Questions before the Congress:

Innovation and Inequality

Do the dynamics of inequality suggest directions of policy response?

What role does technological innovation play in the current dynamics of inequality? How can the benefits of technological innovation be more broadly and fairly distributed, while innovation itself continues to be stimulated?

What Can Different Actors Do to Address the Problem?

What actions can transnational corporations, national governments, and international organizations take to reduce innovation-related inequalities?

Might international agreements among the major powers, or more universal ones, play an ameliorating role?

An Effective Mechanism for Implementation

Have the Congress discussions led to some proposed new and workable principles and rules?

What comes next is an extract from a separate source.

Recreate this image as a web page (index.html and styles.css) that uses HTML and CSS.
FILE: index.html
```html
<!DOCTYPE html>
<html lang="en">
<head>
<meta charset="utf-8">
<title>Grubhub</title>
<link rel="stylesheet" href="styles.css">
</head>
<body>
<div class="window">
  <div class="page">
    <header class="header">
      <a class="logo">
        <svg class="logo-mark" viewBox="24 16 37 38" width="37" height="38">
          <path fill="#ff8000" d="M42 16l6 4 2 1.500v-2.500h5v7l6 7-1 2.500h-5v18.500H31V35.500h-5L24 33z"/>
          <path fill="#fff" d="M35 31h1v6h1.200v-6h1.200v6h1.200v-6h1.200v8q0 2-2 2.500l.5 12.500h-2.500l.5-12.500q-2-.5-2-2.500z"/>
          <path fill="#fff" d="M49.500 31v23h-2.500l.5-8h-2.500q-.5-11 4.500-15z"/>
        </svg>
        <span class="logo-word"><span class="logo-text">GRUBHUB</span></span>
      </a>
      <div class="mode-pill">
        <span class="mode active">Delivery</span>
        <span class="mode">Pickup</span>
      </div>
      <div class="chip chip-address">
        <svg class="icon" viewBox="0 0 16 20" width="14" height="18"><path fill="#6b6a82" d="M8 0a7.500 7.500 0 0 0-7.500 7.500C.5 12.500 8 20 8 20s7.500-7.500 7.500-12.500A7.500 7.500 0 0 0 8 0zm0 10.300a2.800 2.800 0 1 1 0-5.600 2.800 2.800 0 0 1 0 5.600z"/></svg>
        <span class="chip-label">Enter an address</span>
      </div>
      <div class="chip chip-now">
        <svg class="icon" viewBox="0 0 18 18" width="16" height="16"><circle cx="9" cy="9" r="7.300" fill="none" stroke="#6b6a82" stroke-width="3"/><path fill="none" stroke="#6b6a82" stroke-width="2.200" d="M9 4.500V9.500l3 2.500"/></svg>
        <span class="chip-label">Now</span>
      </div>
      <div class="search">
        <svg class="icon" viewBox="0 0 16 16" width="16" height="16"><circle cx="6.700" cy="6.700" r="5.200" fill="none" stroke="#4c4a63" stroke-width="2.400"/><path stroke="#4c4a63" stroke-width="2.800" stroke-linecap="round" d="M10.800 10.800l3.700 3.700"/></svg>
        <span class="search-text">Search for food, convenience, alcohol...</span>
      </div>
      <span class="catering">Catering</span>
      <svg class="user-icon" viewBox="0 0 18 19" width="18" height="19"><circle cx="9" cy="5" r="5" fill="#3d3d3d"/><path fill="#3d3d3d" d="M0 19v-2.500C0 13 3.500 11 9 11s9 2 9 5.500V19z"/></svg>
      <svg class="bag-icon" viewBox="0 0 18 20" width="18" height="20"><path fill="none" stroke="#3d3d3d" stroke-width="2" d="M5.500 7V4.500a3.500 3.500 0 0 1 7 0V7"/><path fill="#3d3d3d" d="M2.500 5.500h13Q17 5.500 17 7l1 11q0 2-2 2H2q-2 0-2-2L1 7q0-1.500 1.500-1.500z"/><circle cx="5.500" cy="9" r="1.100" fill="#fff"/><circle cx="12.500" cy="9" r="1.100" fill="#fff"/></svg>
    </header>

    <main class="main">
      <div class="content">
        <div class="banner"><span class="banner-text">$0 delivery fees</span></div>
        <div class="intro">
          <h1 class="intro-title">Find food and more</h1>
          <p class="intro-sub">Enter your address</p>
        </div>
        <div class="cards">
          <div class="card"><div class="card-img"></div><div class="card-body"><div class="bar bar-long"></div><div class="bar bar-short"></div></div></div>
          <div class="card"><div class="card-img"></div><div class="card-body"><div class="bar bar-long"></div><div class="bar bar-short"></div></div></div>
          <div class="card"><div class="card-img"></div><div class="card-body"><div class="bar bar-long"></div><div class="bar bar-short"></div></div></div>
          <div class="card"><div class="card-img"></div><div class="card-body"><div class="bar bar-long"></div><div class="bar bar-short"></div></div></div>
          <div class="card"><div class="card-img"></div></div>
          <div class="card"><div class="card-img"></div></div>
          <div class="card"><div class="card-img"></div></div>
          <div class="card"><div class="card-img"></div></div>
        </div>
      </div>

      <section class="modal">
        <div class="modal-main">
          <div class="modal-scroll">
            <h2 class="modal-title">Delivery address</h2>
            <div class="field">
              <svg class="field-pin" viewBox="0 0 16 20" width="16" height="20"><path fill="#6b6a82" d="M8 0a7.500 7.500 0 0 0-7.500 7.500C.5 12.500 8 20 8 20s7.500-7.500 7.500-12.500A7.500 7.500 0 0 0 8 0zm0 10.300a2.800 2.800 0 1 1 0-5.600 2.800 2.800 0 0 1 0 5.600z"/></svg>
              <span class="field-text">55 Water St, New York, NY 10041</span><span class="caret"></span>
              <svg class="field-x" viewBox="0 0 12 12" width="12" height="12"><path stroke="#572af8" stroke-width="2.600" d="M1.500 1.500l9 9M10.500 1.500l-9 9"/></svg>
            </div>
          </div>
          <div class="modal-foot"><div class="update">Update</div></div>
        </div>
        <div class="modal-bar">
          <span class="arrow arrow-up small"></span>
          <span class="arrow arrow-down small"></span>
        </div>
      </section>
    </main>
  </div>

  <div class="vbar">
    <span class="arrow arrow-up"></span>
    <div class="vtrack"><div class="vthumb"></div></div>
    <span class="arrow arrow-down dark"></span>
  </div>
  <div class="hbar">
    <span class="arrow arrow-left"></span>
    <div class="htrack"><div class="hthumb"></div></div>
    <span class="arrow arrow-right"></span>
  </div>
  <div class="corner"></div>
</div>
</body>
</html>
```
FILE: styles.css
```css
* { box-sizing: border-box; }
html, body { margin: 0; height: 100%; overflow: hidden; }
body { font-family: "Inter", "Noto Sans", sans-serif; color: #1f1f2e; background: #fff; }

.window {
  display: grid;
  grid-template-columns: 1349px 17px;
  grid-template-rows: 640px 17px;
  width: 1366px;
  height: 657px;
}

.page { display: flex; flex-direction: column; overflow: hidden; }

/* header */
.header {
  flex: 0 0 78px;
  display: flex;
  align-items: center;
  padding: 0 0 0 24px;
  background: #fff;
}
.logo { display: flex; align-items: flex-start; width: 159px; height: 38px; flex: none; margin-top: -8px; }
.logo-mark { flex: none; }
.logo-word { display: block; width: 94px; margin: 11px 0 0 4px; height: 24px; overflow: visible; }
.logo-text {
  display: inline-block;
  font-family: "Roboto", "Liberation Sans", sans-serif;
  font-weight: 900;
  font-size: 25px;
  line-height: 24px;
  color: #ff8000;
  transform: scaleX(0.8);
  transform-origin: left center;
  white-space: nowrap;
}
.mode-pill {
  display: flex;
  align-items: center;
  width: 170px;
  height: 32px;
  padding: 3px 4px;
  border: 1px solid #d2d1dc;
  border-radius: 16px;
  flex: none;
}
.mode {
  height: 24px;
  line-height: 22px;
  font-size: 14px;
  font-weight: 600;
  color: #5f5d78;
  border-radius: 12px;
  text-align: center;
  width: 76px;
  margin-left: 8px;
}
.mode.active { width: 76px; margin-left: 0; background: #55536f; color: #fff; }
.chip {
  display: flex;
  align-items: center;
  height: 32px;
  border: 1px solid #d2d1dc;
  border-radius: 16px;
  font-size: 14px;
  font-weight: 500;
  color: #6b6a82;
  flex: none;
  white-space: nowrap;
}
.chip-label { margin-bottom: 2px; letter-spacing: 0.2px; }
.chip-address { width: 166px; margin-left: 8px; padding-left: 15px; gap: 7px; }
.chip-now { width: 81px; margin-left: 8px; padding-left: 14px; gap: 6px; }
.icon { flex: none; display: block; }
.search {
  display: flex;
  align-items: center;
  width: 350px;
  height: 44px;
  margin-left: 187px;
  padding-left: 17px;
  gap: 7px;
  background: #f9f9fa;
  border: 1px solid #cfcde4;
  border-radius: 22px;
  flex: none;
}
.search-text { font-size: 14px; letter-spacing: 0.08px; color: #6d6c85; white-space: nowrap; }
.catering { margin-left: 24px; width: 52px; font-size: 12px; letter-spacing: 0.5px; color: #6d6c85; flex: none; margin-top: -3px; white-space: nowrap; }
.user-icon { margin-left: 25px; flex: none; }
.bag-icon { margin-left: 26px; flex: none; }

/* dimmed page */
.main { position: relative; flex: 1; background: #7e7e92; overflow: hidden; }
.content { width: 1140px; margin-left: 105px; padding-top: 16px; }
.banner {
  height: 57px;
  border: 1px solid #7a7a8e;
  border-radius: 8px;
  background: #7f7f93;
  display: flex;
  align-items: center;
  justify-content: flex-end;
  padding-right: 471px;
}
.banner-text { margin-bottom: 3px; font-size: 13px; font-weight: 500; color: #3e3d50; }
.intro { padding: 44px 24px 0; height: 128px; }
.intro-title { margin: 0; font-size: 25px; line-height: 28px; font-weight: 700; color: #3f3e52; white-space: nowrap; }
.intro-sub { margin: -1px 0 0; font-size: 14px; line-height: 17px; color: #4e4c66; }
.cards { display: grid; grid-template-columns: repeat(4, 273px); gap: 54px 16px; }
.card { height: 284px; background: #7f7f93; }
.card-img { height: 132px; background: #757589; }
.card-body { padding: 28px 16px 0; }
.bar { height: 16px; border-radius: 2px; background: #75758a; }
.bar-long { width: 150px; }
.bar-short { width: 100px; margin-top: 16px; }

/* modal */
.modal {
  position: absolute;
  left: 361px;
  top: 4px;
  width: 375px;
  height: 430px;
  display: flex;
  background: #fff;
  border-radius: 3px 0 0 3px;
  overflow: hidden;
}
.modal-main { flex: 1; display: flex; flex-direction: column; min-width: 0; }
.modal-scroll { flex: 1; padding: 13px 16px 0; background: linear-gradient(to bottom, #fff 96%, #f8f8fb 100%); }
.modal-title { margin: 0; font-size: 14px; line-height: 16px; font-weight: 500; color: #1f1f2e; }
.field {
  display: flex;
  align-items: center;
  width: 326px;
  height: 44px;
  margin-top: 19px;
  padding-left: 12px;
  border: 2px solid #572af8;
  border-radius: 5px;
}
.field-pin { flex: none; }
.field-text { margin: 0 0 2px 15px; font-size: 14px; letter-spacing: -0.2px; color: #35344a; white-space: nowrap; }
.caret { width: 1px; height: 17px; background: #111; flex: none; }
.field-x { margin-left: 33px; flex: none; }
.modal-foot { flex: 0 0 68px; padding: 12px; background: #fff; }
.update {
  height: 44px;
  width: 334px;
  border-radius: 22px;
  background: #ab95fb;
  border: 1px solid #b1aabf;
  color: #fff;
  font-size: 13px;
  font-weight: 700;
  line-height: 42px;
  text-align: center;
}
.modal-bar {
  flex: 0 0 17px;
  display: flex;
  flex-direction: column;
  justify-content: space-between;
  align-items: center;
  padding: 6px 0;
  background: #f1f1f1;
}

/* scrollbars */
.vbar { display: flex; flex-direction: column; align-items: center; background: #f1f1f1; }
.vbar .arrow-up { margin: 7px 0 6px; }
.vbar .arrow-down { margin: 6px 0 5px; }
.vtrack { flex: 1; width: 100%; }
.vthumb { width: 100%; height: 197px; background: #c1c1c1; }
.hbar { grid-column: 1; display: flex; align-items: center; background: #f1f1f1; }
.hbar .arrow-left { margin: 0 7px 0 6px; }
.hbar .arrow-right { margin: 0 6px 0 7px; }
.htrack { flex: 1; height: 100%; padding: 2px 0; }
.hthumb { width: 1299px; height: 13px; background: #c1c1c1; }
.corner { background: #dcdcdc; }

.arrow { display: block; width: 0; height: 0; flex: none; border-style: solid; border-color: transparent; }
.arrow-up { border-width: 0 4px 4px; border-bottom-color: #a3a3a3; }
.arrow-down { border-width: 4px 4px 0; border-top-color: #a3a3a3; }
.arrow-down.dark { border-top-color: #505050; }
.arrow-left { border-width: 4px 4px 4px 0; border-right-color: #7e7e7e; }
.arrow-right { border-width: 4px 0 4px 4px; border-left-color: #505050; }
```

If so, what is the best method to implement them and assure compliance? If not, is there a process that might lead to improved cooperation?

How can a serious and solution-oriented dialogue among the major powers on challenging issues be stimulated? Is a retooled or new forum needed to expose common aspirations, reconcile competing interests, and curb excessive nationalism? And can the major powers make room for the voices of the less powerful?